There is a problem, however, if the supervisor of the detachment or the qualified technician is not paying appropriate attention to ambient conditions, by assuring adequate ventilation and avoiding the presence of interferents (e.g. hand cleaners, cleaning fluids, and fingerprinting chemicals) that may not be detected by the instrument's interferent detect system (e.g. limonene or d-limonene on the 5000C and ethyl or di-ethyl ether on the 8000C) .
There is a second potential problem. In R. v. O., Justice Tuck-Jackson found at paragraph 50 (see above): "As long as the tube is not blocked in any way, the instrument will take an accurate reading of the room air at the time of testing. The positioning of the air tube at the time of the air blank test does not impact the reliability of the air blank test result." Her finding was based on the evidence of Mr. Palmentier of the CFS who was called as a "joint witness" by Crown and defence. The author of this blog respectfully takes issue with that opinion, by Mr. Palmentier, and urges the scientific community to test that hypothesis experimentally. This author's own experiments imply that the hypothesis can easily be contradicted by changing the position of the entrance to the breath tube during air blanks. According to my own experiments, ambient fails can be avoided and IR baselines can be manipulated by changing the position of the breath tube.
Defence lawyers need to pay particular attention to protocols, described in the CFS Training Aid, for ventilation and re-positioning the subject following an ambient fail, not re-positioning the breath tube before any air blank begins.
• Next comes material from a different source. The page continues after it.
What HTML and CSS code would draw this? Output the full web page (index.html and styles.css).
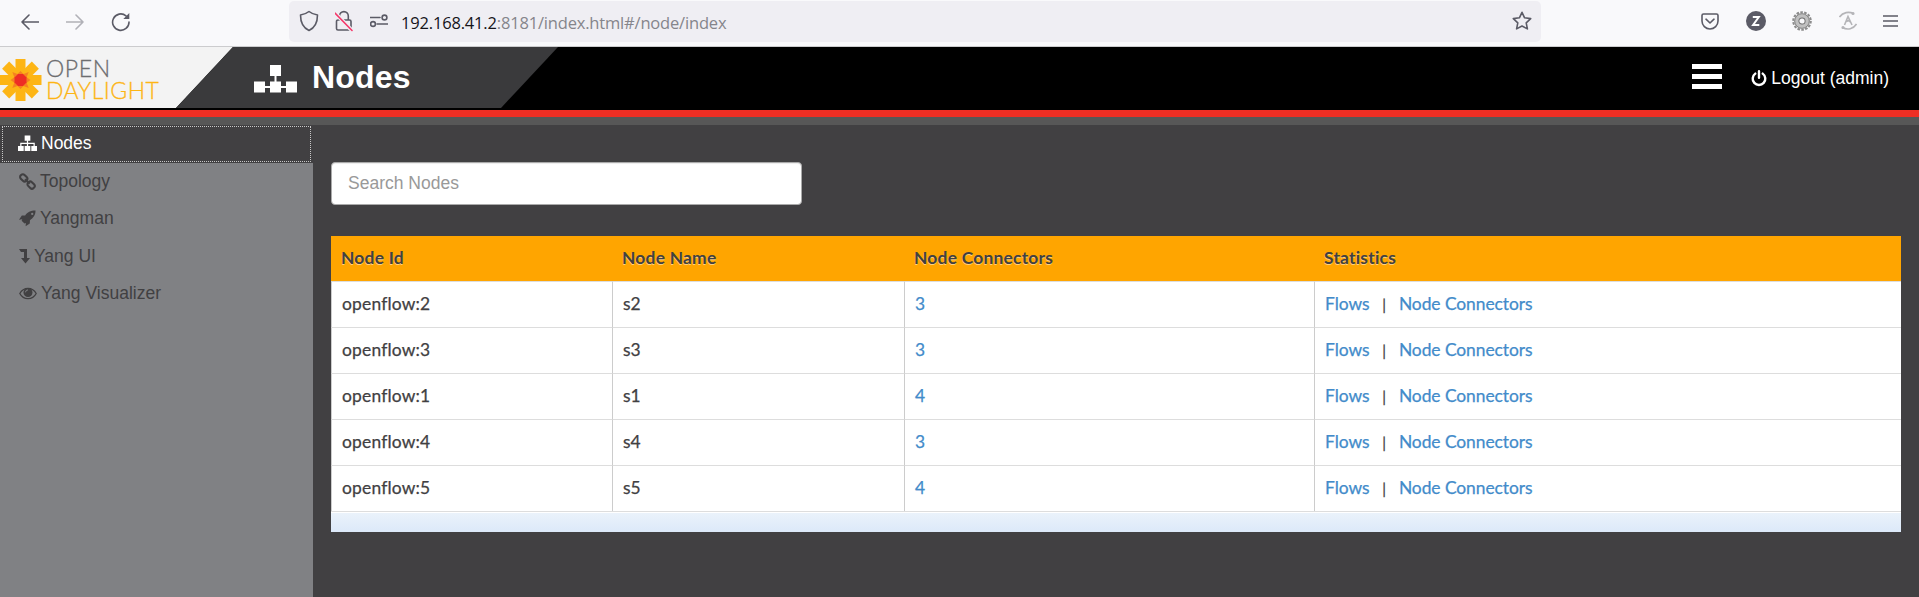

Pre-emptive re-positioning of the breath tube because ambient fails are frequent in a particular detachment is not mentioned as a recommendation in the Training Aid. See page 136 of 238 respecting the Exception Message "Ambient Fail":
"When: During the air blank." "Why: The instrument has detected an unacceptably high alcohol concentration in the ambient air drawn in during the air blank. The ambient fail message is communicated when the difference between the vapours in the sample chamber at cessation of the air blank (i.e., when the pump stops) is more than 10 mg/100 mL higher than the baseline measurement obtained before the pump was activated. An ambient fail message can occur if the test subject moves too close to the external breath tube during the air blank, or if the mouthpiece is not removed after the subject breath test "Action: Relocate the subject away from the breath tube, remove mouthpiece, ventilate the room, re-commence testing of the subject." "A continuous purge can be initiated through the keyboard menu using the “Esc Esc A” command."
It is respectfully submitted that, notwithstanding the finding of Justice Tuck-Jackson in R v O, pre-emptive re-positioning of the breath tube because ambient fails are frequent in a particular detachment is operator error. Defence lawyers will, of course, need to call an expert on the subject. Further experimentation is required to prove or disprove Mr. Palmentier's hypothesis.